最近は赤ちゃん研究が進んできましたが、まだ多くのことがわからないようです。林は、それをこのように説明しています。心理学は「実証的」な学問です。実証的というのは、実験、観察、アンケート調査などを行なってテータを集めて証拠を示し、議論することであり、言葉を使ったやり取りによってデータを集めるのが一般的だと言います。しかし、赤ちゃんはまだ言葉を話せません。外から見える発達についてはいいのですが、心の発達は実証的に調べるためには、どのようにすればよいのでしょうか?
最近、赤ちゃん研究が進んだのは、視線とそのものを見つめる長さからわかるような方法を見つけたということは以前のブログで紹介しました。「目は口ほどにものを言う」ではありませんが、赤ちゃんは、早い時期から人の視線や表情を感じ取る能力があります。特に人間の場合は、白目があるおかげでどちらを見ているかもわかるのです。
現在は、言葉でのやり取りが困難な赤ちゃんでも、何かに興味を持ったとき、驚いたときに、そのものをじっと見るという「注視」に着目することで、何を理解できているか、何を区別できているかを調べることができます。その方法にはいくつかあります。

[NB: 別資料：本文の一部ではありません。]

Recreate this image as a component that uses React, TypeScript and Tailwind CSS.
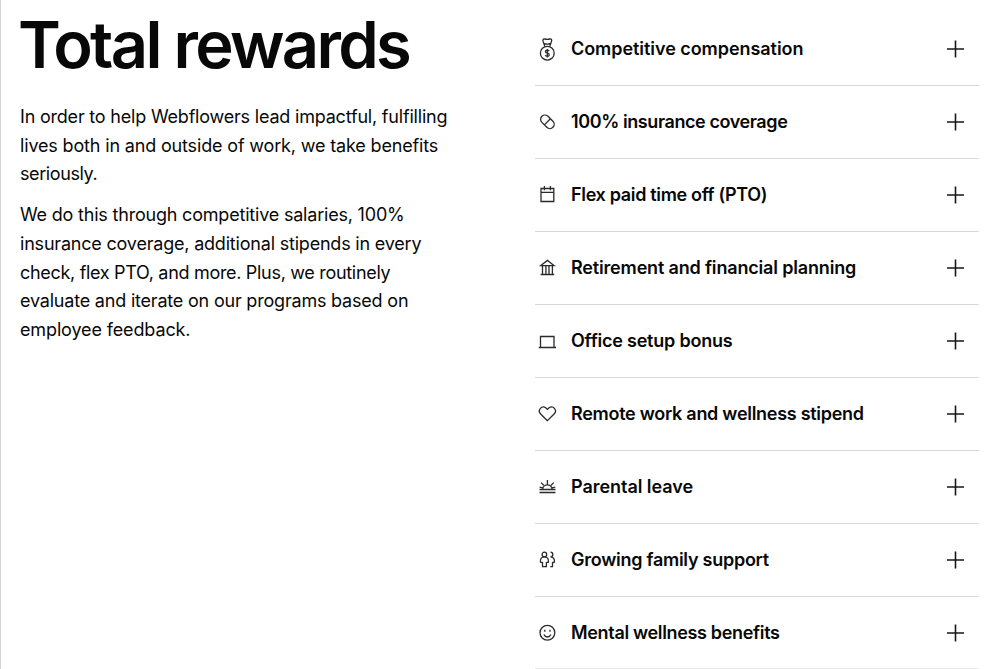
import type { ReactNode } from "react";

type Benefit = { label: string; tracking: string; icon: ReactNode };

const benefits: Benefit[] = [
  {
    label: "Competitive compensation",
    tracking: "tracking-[-0.05px]",
    icon: (
      <>
        <circle cx="12.3" cy="16.2" r="6.9" />
        <path d="M9.8 9.4 8.3 5C7.3 2.8 8.2 1.7 9.8 2c1.7.4 3.3.4 5 0 1.6-.3 2.5.8 1.5 3l-1.5 4.4M8.8 6.3c2.3 1.1 4.7 1.1 7 0" />
        <path d="M14.2 14.2c-.4-.7-1-1-1.9-1-2.4 0-2.6 2.7 0 3 2.7.4 2.5 3.1 0 3.1-1 0-1.7-.4-2.1-1.1M12.3 12v8.4" />
      </>
    ),
  },
  {
    label: "100% insurance coverage",
    tracking: "tracking-[-0.41px]",
    icon: (
      <g transform="rotate(45 12.4 11.8)">
        <rect x="4.6" y="7.5" width="15.6" height="8.6" rx="4.3" />
        <path d="M12.4 7.5v8.6" />
      </g>
    ),
  },
  {
    label: "Flex paid time off (PTO)",
    tracking: "tracking-[-0.33px]",
    icon: <path d="M6 5.5h12.8v13H6zM6 9.3h12.8M9.4 3v4.3M15.4 3v4.3" />,
  },
  {
    label: "Retirement and financial planning",
    tracking: "tracking-[-0.17px]",
    icon: <path d="m5.8 9.6 6.6-5.2L19 9.6zM5.6 18.5h13.6M7.5 9.6v8.9M10.9 9.6v8.9M14 9.6v8.9M17.4 9.6v8.9" />,
  },
  {
    label: "Office setup bonus",
    tracking: "tracking-[-0.22px]",
    icon: <path d="M3.8 18.5H21M5.5 18.5v-11H19v11" />,
  },
  {
    label: "Remote work and wellness stipend",
    tracking: "tracking-[-0.28px]",
    icon: <path d="M12.4 18.7 5.7 12C2 8.2 6.8 2.6 11 6.1l1.4 1.3 1.4-1.3c4.2-3.5 9 2.1 5.3 5.9z" />,
  },
  {
    label: "Parental leave",
    tracking: "tracking-[-0.04px]",
    icon: (
      <path d="M4.5 14.5h16M4.5 17.5h16M7.7 14.5c0-6.2 9.4-6.2 9.4 0M12.4 5v4.5M6.1 7.6l2.6 2.6M18.7 7.6l-2.6 2.6M4.6 12.2l3.3.6M20.2 12.2l-3.3.6" />
    ),
  },
  {
    label: "Growing family support",
    tracking: "tracking-[-0.26px]",
    icon: (
      <>
        <circle cx="9.4" cy="6.5" r="2.3" />
        <path d="M7.5 18.7v-4.2l-2-.3C5 10.700 6.600 8.800 9.400 8.800s4.500 1.900 4 5.400l-2 .3v4.200zM15.500 4.200c3.100.2 3.100 4.400 0 4.600 3.100.2 4.200 2.100 3.900 5.400l-1.900.3v4.200h-2.200" />
      </>
    ),
  },
  {
    label: "Mental wellness benefits",
    tracking: "tracking-[-0.33px]",
    icon: (
      <>
        <circle cx="12.4" cy="11.8" r="7.4" />
        <path d="M8.9 13.5c1.4 3.3 5.6 3.3 7 0M9.8 8.700v2M15 8.700v2" />
      </>
    ),
  },
];

function BenefitRow({ label, tracking, icon }: Benefit) {
  return (
    <button
      type="button"
      className="flex h-[73px] w-full items-center border-b border-[#d8d8d8] text-left last:h-[72px] last:border-[#ebebeb]"
    >
      <svg className="size-6 shrink-0" viewBox="0 0 24 24" fill="none" stroke="#2b2b2b" strokeWidth="1.3">
        {icon}
      </svg>
      <span className={`ml-3 flex-1 whitespace-nowrap text-lg font-semibold leading-6 ${tracking}`}>{label}</span>
      <svg className="mr-3 size-6 shrink-0" viewBox="0 0 24 24" fill="none" stroke="#171717" strokeWidth="1.6">
        <path d="M12.5 3.5v17M4 12h17" />
      </svg>
    </button>
  );
}

export default function App() {
  return (
    <main className="flex h-[669px] w-[1003px] overflow-hidden border-l border-[#d4d4d4] bg-white font-['Inter',sans-serif] text-[#080808]">
      <section className="w-[515px] shrink-0 pl-[19px]">
        <h1 className="-ml-0.5 mt-1.5 whitespace-nowrap text-[65px] font-semibold leading-[78px] tracking-[-2.65px]">
          Total rewards
        </h1>
        <div className="mt-[19px] whitespace-nowrap text-lg leading-[28.7px] tracking-[-0.2px]">
          <p>
            In order to help Webflowers lead impactful, fulfilling
            <br />
            <span className="tracking-[-0.16px]">lives both in and outside of work, we take benefits</span>
            <br />
            <span className="tracking-[-0.4px]">seriously.</span>
          </p>
          <p className="mt-3">
            We do this through competitive salaries, 100%
            <br />
            insurance coverage, additional stipends in every
            <br />
            <span className="tracking-[-0.31px]">check, flex PTO, and more. Plus, we routinely</span>
            <br />
            evaluate and iterate on our programs based on
            <br />
            <span className="tracking-[-0.13px]">employee feedback.</span>
          </p>
        </div>
      </section>
      <section className="ml-[19px] w-[444px] shrink-0 pt-[13px]">
        {benefits.map((benefit) => (
          <BenefitRow key={benefit.label} {...benefit} />
        ))}
      </section>
    </main>
  );
}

その1つの方法は、赤ちゃんに2つの刺激を並べて見せて、どちらを長く注視するかを観察するものです。たとえば、赤い丸と青い丸を並べて見せ、どちらか一方をより長い時間見たとすると、赤ちゃんは赤と青の色の区別ができているということがわかるのです。それから進んで、色の区別がわかるのかということは、さまざまな色の組み合わせで同様の実験をする必要があります。このように「好みのほうを長く見る」という人間の性質をうまく使った方法を、「選好注視法」と言うそうです。
しかし、選好注視法では、2つの刺激を見る時間に差がなかった場合の解釈の難しさが残ると言われています。「赤と青の区別ができない」からという以外にも、区別はつくものの、「好みの差がなくて、どちらも同じくらい見た」とも考えられるのです。そこで、好みではなく、「慣れ」という性質を使って調べるのは「馴化・脱馴化法」というそうです。「馴」とは、「なれる」という意味です。同じ刺激をずっと提示して、慣れによって(馴化)赤ちゃんの注意がそれた後に、別の刺激を提示し、注意が回復(脱馴化」するかどうかに着目して、2つの刺激を区別できているかを調べる方法です。
さらに、「ありうる事象」と、手品のような「あり得ない事象」を見せ、「期待に反する」あり得ない方を長く注視するかどうかによって、赤ちゃんの物事への理解を調べる方法もあるそうです。それは、「期待違反法」と呼ばれているそうです。期待違反法では、実験状況に慣れさせるため、あらかじめ馴化の手続きを踏むこともよくあるそうです。
これまで、赤ちゃんは無垢の存在で生まれ、「タブラ・ラサ(白紙)」という考え方だった時代がありました。ところが、手法を使うことで、赤ちゃんはかつて考えられていたよりはるかに有能で、世の中のことを理解している様子がわかってきたと林は言います。生後数ヶ月の時期から、基本的な数を区別したり、物体の動きがわかったりといったように、さまざまな物理的事象を把握していると言われています。
たとえば、「物体Aの下に物体Bがあり、BがAを支えているために、Aが落下しない」というありうる事象と、「物体Aの下の物体BがAとは離れた位置にあって支えていないのに、Aが落下しない」というあり得ない事象を見せると、4~5ヶ月の赤ちゃんはありえない事象を長く注視するそうです。支えるものがなければ、ものは落下することも幼い頃から理解できているのだと林は言います。